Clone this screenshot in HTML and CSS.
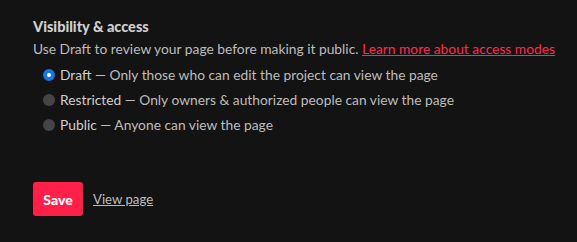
FILE: index.html
```html
<!DOCTYPE html>
<html lang="en">

<head>
    <meta charset="UTF-8">
    <title>Visibility &amp; access</title>
    <link rel="stylesheet" href="styles.css">
</head>

<body>
    <section class="visibility">
        <h2 class="visibility__title">Visibility &amp; access</h2>
        <p class="visibility__desc">Use Draft to review your page before making it public. <a href="#" class="visibility__link">Learn more about access modes</a></p>

        <ul class="visibility__options">
            <li class="option">
                <span class="option__radio option__radio--checked"></span>
                <span class="option__text"><span class="option__name">Draft</span> — Only those who can edit the project can view the page</span>
            </li>
            <li class="option">
                <span class="option__radio"></span>
                <span class="option__text"><span class="option__name">Restricted</span> — Only owners &amp; authorized people can view the page</span>
            </li>
            <li class="option">
                <span class="option__radio"></span>
                <span class="option__text"><span class="option__name">Public</span> — Anyone can view the page</span>
            </li>
        </ul>

        <div class="visibility__actions">
            <button class="btn-save">Save</button>
            <a href="#" class="view-link">View page</a>
        </div>
    </section>
</body>

</html>
```

FILE: styles.css
```css
body {
    margin: 0;
    background: #131313;
    color: #bdbdbd;
    font-family: Lato, "Open Sans", sans-serif;
    font-size: 13.8px;
}

.visibility {
    padding: 16px 12px 16px 33px;
}

.visibility__title {
    margin: 0;
    font-size: 14.5px;
    font-weight: 900;
    color: #d0d0d0;
    line-height: 22px;
}

.visibility__desc {
    margin: 0;
    line-height: 22px;
    white-space: nowrap;
}

.visibility__link {
    color: #ff2a4e;
}

.visibility__options {
    list-style: none;
    margin: 2px 0 0;
    padding: 0 0 0 10px;
}

.option {
    display: flex;
    align-items: center;
    gap: 5px;
    height: 25px;
}

.option__radio {
    display: block;
    flex: none;
    width: 12px;
    height: 12px;
    border-radius: 50%;
    background: #454545;
    box-sizing: border-box;
}

.option__radio--checked {
    background: #fff;
    border: 4px solid #1a74e2;
}

.option__name {
    color: #cfcfcf;
}

.visibility__actions {
    display: flex;
    align-items: center;
    gap: 10px;
    margin-top: 45px;
}

.btn-save {
    width: 50px;
    height: 34px;
    border: none;
    border-radius: 3px;
    background: #ff1f48;
    color: #fff;
    font-family: inherit;
    font-size: 14px;
    font-weight: 900;
    padding: 0;
}

.view-link {
    color: #bdbdbd;
    font-size: 13.2px;
}
```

******

#### AIM:
Reproduce the material above verbatim; omit every picture.

#### WRITTEN ANSWER:
Clone this screenshot in HTML and CSS.
FILE: index.html
```html
<!DOCTYPE html>
<html lang="en">

<head>
    <meta charset="UTF-8">
    <title>Visibility &amp; access</title>
    <link rel="stylesheet" href="styles.css">
</head>

<body>
    <section class="visibility">
        <h2 class="visibility__title">Visibility &amp; access</h2>
        <p class="visibility__desc">Use Draft to review your page before making it public. <a href="#" class="visibility__link">Learn more about access modes</a></p>

        <ul class="visibility__options">
            <li class="option">
                <span class="option__radio option__radio--checked"></span>
                <span class="option__text"><span class="option__name">Draft</span> — Only those who can edit the project can view the page</span>
            </li>
            <li class="option">
                <span class="option__radio"></span>
                <span class="option__text"><span class="option__name">Restricted</span> — Only owners &amp; authorized people can view the page</span>
            </li>
            <li class="option">
                <span class="option__radio"></span>
                <span class="option__text"><span class="option__name">Public</span> — Anyone can view the page</span>
            </li>
        </ul>

        <div class="visibility__actions">
            <button class="btn-save">Save</button>
            <a href="#" class="view-link">View page</a>
        </div>
    </section>
</body>

</html>
```

FILE: styles.css
```css
body {
    margin: 0;
    background: #131313;
    color: #bdbdbd;
    font-family: Lato, "Open Sans", sans-serif;
    font-size: 13.8px;
}

.visibility {
    padding: 16px 12px 16px 33px;
}

.visibility__title {
    margin: 0;
    font-size: 14.5px;
    font-weight: 900;
    color: #d0d0d0;
    line-height: 22px;
}

.visibility__desc {
    margin: 0;
    line-height: 22px;
    white-space: nowrap;
}

.visibility__link {
    color: #ff2a4e;
}

.visibility__options {
    list-style: none;
    margin: 2px 0 0;
    padding: 0 0 0 10px;
}

.option {
    display: flex;
    align-items: center;
    gap: 5px;
    height: 25px;
}

.option__radio {
    display: block;
    flex: none;
    width: 12px;
    height: 12px;
    border-radius: 50%;
    background: #454545;
    box-sizing: border-box;
}

.option__radio--checked {
    background: #fff;
    border: 4px solid #1a74e2;
}

.option__name {
    color: #cfcfcf;
}

.visibility__actions {
    display: flex;
    align-items: center;
    gap: 10px;
    margin-top: 45px;
}

.btn-save {
    width: 50px;
    height: 34px;
    border: none;
    border-radius: 3px;
    background: #ff1f48;
    color: #fff;
    font-family: inherit;
    font-size: 14px;
    font-weight: 900;
    padding: 0;
}

.view-link {
    color: #bdbdbd;
    font-size: 13.2px;
}
```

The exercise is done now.